El Papa Francisco ante el laberinto europeo

Durante las últimas semanas, entre curioso y divertido, he seguido las notas internacionales sobre las elecciones en Francia y la crisis europea. Nos pintaron un panorama catastrofista en el cual, si no ganaba Macron, Le Pen provocaría el fin de Europa y del mundo. Ahora, es curioso cómo los medios proceden a crear una imagen del nuevo presidente francés, como si fuese el elegido para la salvación de Europa. Sin desdecir de lo impresentable de Le Pen, creo que el temor y las pasiones se impusieron a las razones. Visto con calma, pudimos apreciar dos discursos excluyentes y autoritarios, de los cuales sólo uno era políticamente correcto.

Lo cierto es que Europa está en crisis, con o sin Macron, y no existe Quetzalcóatl que los saque del agujero. Tampoco es la primera vez que los europeos se ven desgarrados por fuerzas centrípetas que ponen énfasis en lo central y único, frente a otras centrífugas que propugnan por lo regional y específico. Como demostró el gran historiador Christopher Dawson, y bien lo señalaron Finkielkraut y Sartori, tal ha sido el ritmo de su historia: dinámica de su proceso formativo, motivo de sus mejores momentos y causa de sus grandes catástrofes. Lo mejor de Europa ha florecido cuando el deseo de unidad se armoniza con su riquísima diversidad. Como muy atinadamente señaló Fernando Savater en su análisis sobre el proceso francés, “no hay una Francia, una España o una Europa excelsas, sedes unánimes de virtud por encima de los ciudadanos”, pues sólo de un “concierto discordante” puede salir “el país de todos”.

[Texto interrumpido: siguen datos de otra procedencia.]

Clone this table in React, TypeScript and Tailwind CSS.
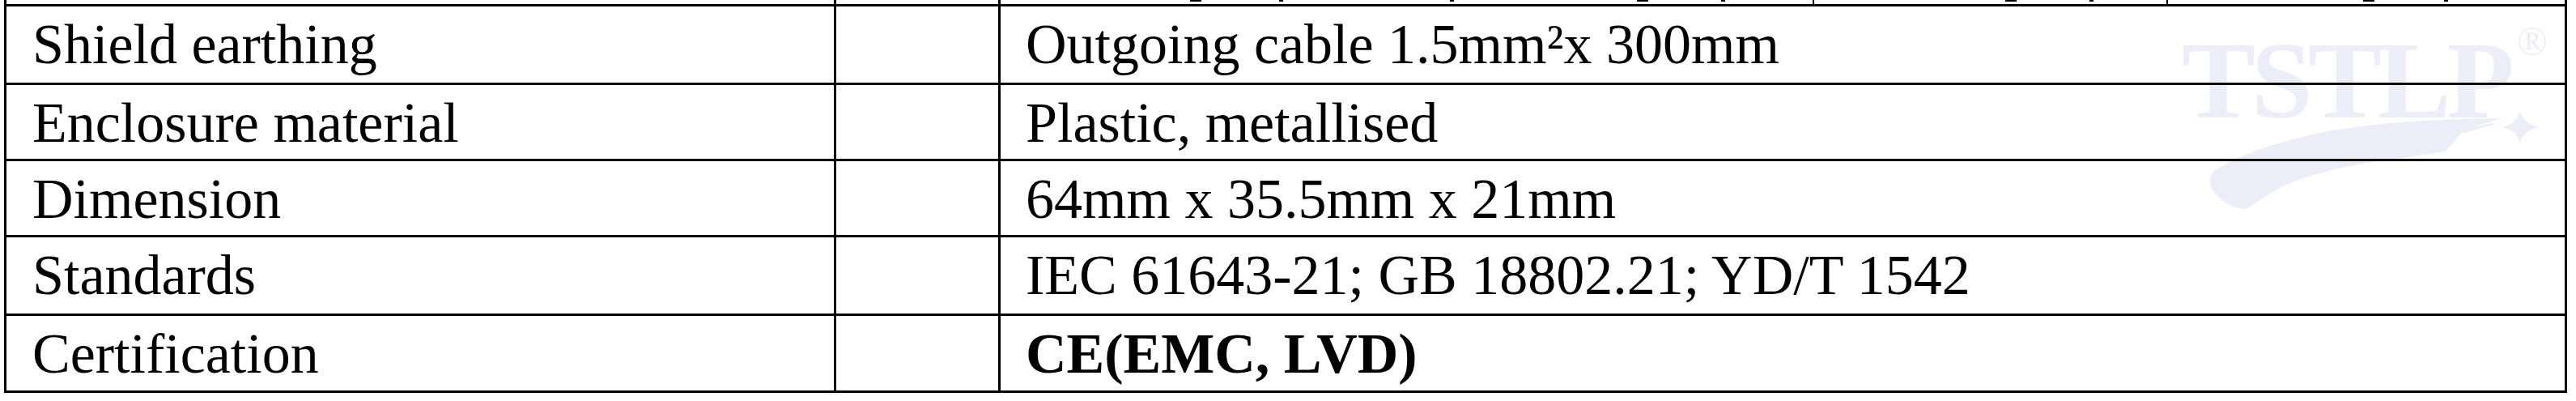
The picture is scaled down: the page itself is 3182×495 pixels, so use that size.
import React from "react";

type Row = {
  label: string;
  value: string;
  bold?: boolean;
  h: string;
};

const rows: Row[] = [
  { label: "Shield earthing", value: "Outgoing cable 1.5mm²x 300mm", h: "h-[97px]" },
  { label: "Enclosure material", value: "Plastic, metallised", h: "h-[94px]" },
  { label: "Dimension", value: "64mm x 35.5mm x 21mm", h: "h-[94px]" },
  { label: "Standards", value: "IEC 61643-21; GB 18802.21; YD/T 1542", h: "h-[97px]" },
  { label: "Certification", value: "CE(EMC, LVD)", bold: true, h: "h-[95px]" },
];

// clipped descenders of the row above, peeking into the top strip
const fragments = [
  "left-[1462px] w-[14px]",
  "left-[1572px] w-[5px]",
  "left-[1783px] w-[5px]",
  "left-[2014px] w-[14px]",
  "left-[2118px] w-[5px]",
  "left-[2469px] w-[14px]",
  "left-[2573px] w-[5px]",
  "left-[2911px] w-[14px]",
  "left-[3011px] w-[5px]",
];

function Watermark() {
  return (
    <div className="absolute left-[2650px] top-0 w-[532px] h-[300px] text-[#eceef7] font-['Liberation_Serif','Times_New_Roman',serif] select-none">
      <svg className="absolute inset-0" width="532" height="300" viewBox="0 0 532 300">
        {/* swoosh */}
        <path
          d="M83 213 C110 192 160 176 221 163 C280 152 350 147 441 146 C420 152 405 156 400 160 C392 163 388 166 387 168 C380 176 375 182 370 187 C340 192 310 196 280 200 C238 207 200 216 170 230 C150 240 138 250 128 256 C118 260 105 256 94 246 C82 236 76 224 83 213 Z"
          fill="currentColor"
        />
        <path d="M336 180 L375 178 L374 183 L336 185 Z" fill="currentColor" />
        <path d="M392 160 L432 151 L430 154 L394 164 Z" fill="currentColor" />
        {/* star */}
        <path
          d="M463 137 Q467 153 487 157 Q467 161 463 177 Q459 161 441 157 Q459 153 463 137 Z"
          fill="currentColor"
        />
      </svg>
      <span className="absolute left-[45px] top-[31px] text-[136px] leading-none font-bold tracking-[-5px] whitespace-nowrap">
        TSTLP
      </span>
      <span className="absolute left-[459px] top-[26px] text-[50px] leading-none whitespace-nowrap">®</span>
    </div>
  );
}

export default function App() {
  return (
    <div className="relative w-[3182px] h-[495px] bg-white overflow-hidden font-['Liberation_Serif','Times_New_Roman',serif] text-black">
      <Watermark />

      <div className="relative ml-[5px] w-[3166px] border-x-[3px] border-b-[3px] border-black">
        {/* tail of the previous row */}
        <div className="grid grid-cols-[1025px_203px_1005px_437px_1fr] h-[5px]">
          <div className="border-r-[3px] border-black" />
          <div className="border-r-[3px] border-black" />
          <div className="border-r-[2px] border-black" />
          <div className="border-r-[2px] border-black" />
          <div />
        </div>
        {fragments.map((f) => (
          <div key={f} className={`absolute top-0 h-[2px] bg-black ${f}`} />
        ))}

        {rows.map((r) => (
          <div
            key={r.label}
            className={`grid grid-cols-[1025px_203px_1fr] border-t-[3px] border-black ${r.h}`}
          >
            <div className="border-r-[3px] border-black pl-[32px] pt-[12px] text-[70px] leading-[70px] whitespace-nowrap">
              {r.label}
            </div>
            <div className="border-r-[3px] border-black" />
            <div
              className={`pl-[31px] pt-[12px] text-[70px] leading-[70px] whitespace-nowrap ${
                r.bold ? "font-bold" : "font-normal"
              }`}
            >
              {r.value}
            </div>
          </div>
        ))}
      </div>
    </div>
  );
}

El Papa Francisco se ha referido a la crisis europea de manera muy directa en tres momentos: durante en su visita a Estrasburgo (noviembre de 2014) con sendos discursos ante el Parlamento Europeo y el Consejo de Europa; al recibir el premio Carlo Magno por su contribución a la unidad de Europa (mayo de 2016) y en días pasados, ante los líderes del continente, reunidos en Roma para celebrar el sesenta aniversario de la fundación de la Unión Europea.

Francisco ha reiterado la perspectiva planteada por sus predecesores. Europa, desprendida de sus raíces, ignorante de su historia y del proyecto que le dio vida, se encuentra perdida en su propio laberinto. Durante el encuentro de Roma apuntó con verdad y caridad: “Los Padres fundadores nos recuerdan que Europa no es un conjunto de normas que cumplir, o un manual de protocolos y procedimientos que seguir. Es una vida, una manera de concebir al hombre a partir de su dignidad trascendente e inalienable y no sólo como un conjunto de derechos que hay que defender o de pretensiones que reclamar”. Después, citando a Alcide de Gasperi, uno de los padres fundadores de la Unión, recordó cómo el origen de la idea de Europa es “la figura y la responsabilidad de la persona humana con su fermento de fraternidad evangélica…con su deseo de verdad y de justicia que se ha aquilatado a través de una experiencia milenaria”.

Los europeos tienen un grave problema de identidad el cual se expresa como una crisis de humanidad. La maquinaria burocrática que hoy domina la Unión Europea se afana en imponer políticas de muerte y exclusión a propios y extraños, si bien utilizan un lenguaje eufemístico bastante cursi. Hoy se muestran incapaces de reproducir su sociedad, ya no digamos en sus más caras expresiones culturales, incluso biológicamente. Lo que distingue su proyecto es la expansión del aborto, la negación del papel fundamental de la familia y el matrimonio, la eugenesia y la eutanasia. En suma, por su propuesta de matar a cuantos no cumplan con los estándares aceptables de desarrollo intelectual, físico y neurológico, según los ideólogos de la burocracia de Bruselas, tan afectos a la ingeniería social. No importa que el mensaje lo entreguen envuelto en el eufemístico discurso de la tolerancia y los derechos humanos, acaba por ser lo mismo. El genocidio “políticamente correcto” en contra de los seres humanos con Síndrome de Down, bien documentado en Francia, España, Bélgica e Inglaterra, es un botón de muestra.

La perversión de las palabras está en el origen del cualquier totalitarismo, según apuntó con prístina claridad Eirich Fromm. Restituirles su verdad y claridad es el primer paso para salir de una crisis, como bien señaló el filósofo mexicano Guillermo Hurtado. Los europeos se encuentran extraviados en su laberinto, pero sólo ellos parecen ignorarlo.